→ **RECORDS SHOWN**:
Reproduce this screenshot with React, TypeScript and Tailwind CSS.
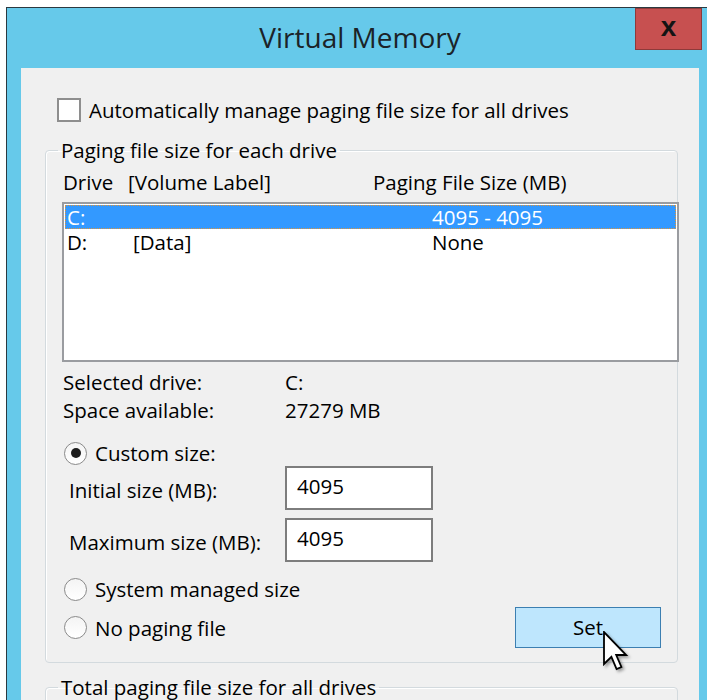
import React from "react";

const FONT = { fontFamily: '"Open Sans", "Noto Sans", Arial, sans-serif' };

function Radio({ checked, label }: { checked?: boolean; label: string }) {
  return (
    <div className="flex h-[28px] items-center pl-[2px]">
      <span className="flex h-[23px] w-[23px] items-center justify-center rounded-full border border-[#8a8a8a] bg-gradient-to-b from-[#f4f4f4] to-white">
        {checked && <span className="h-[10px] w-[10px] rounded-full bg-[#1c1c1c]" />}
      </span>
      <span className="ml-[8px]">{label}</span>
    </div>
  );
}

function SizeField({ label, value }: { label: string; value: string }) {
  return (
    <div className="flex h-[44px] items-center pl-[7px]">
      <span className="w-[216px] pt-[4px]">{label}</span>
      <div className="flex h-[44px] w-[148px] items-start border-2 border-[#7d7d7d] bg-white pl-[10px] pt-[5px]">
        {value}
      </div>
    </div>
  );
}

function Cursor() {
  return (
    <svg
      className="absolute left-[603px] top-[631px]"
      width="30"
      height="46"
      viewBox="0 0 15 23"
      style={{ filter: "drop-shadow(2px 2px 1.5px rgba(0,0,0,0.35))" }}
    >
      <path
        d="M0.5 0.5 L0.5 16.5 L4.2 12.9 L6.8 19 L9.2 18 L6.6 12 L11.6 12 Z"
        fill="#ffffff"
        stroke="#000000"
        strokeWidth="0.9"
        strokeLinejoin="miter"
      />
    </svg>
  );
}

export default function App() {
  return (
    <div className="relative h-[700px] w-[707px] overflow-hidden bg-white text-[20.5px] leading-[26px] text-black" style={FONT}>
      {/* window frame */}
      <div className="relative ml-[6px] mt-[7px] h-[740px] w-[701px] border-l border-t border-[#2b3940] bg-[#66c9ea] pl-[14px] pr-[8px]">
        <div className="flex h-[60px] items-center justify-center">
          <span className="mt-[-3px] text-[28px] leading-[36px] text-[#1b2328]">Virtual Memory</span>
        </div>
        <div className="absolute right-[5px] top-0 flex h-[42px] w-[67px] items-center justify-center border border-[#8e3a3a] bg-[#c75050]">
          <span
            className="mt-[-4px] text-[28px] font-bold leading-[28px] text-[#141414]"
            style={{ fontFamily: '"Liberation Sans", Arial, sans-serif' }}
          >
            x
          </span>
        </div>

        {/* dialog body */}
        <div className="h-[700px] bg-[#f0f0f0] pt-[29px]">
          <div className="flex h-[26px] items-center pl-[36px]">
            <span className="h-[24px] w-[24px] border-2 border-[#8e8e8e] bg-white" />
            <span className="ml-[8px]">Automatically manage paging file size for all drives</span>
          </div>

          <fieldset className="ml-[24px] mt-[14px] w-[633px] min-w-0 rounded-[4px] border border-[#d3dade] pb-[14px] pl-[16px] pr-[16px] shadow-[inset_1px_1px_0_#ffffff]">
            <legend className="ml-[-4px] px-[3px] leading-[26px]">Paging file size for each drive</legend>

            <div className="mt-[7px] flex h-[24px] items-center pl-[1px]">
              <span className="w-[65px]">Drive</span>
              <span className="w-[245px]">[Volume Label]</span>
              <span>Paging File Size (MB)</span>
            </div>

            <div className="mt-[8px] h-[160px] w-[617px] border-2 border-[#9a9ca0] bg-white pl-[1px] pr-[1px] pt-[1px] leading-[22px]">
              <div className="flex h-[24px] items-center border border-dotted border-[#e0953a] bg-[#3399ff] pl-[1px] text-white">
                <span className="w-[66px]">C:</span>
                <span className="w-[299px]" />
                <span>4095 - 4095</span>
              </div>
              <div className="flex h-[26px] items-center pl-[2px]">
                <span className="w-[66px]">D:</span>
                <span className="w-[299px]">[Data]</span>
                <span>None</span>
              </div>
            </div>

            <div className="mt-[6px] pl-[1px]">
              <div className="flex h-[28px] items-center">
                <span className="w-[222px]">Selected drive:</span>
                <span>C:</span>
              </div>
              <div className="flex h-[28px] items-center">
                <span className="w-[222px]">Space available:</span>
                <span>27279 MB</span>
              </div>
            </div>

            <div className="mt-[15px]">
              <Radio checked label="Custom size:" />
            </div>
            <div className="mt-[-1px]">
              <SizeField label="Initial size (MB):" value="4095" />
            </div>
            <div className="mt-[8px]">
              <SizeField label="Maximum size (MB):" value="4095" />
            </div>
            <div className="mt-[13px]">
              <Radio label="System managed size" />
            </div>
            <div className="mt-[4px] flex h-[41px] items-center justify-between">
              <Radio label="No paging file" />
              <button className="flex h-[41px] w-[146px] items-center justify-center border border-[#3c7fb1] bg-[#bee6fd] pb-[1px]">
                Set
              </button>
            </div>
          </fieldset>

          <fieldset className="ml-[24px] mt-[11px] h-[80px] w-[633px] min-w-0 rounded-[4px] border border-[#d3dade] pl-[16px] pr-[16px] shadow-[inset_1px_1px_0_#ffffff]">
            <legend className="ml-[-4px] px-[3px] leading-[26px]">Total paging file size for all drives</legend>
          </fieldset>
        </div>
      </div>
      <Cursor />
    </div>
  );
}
* * *
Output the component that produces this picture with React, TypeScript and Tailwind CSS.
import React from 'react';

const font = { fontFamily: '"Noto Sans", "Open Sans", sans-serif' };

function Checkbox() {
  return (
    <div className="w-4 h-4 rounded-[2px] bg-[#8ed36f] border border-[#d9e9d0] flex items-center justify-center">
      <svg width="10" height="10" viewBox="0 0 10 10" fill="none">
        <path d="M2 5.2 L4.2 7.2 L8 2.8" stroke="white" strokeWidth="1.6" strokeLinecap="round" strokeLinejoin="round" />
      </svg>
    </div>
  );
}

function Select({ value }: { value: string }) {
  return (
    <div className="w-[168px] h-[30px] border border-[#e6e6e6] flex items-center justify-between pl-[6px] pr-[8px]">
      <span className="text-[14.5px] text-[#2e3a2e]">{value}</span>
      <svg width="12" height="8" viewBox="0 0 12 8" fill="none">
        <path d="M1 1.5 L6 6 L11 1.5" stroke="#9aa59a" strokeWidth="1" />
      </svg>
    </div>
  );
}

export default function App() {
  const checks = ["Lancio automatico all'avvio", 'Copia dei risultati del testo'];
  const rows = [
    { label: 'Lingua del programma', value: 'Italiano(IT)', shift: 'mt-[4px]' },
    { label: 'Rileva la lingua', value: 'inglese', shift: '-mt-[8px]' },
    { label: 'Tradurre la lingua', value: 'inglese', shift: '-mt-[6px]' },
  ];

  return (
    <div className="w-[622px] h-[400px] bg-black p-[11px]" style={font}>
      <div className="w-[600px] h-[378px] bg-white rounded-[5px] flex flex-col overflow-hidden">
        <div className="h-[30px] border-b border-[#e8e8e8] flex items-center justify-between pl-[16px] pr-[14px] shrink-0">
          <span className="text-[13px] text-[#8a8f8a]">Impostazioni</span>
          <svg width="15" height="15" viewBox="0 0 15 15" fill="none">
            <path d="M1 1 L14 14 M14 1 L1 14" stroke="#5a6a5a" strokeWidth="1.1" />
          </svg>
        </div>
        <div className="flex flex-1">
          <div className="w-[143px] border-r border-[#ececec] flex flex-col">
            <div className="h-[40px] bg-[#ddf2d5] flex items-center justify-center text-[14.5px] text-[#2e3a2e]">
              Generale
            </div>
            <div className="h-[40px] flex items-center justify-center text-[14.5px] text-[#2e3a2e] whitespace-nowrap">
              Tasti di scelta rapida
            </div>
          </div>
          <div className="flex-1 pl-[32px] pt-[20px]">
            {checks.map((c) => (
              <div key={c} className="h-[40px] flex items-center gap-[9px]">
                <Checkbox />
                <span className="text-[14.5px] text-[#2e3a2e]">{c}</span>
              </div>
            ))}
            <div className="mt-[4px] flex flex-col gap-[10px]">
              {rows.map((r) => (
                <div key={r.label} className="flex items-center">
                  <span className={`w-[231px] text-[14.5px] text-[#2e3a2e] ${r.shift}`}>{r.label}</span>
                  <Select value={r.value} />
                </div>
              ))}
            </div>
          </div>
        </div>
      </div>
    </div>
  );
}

→ **SHORT PROBLEM**:
Return all the lines that contain the string "React".

→ **SOLUTION TO THIS TASK**:
Reproduce this screenshot with React, TypeScript and Tailwind CSS.
import React from "react";
Output the component that produces this picture with React, TypeScript and Tailwind CSS.
import React from 'react';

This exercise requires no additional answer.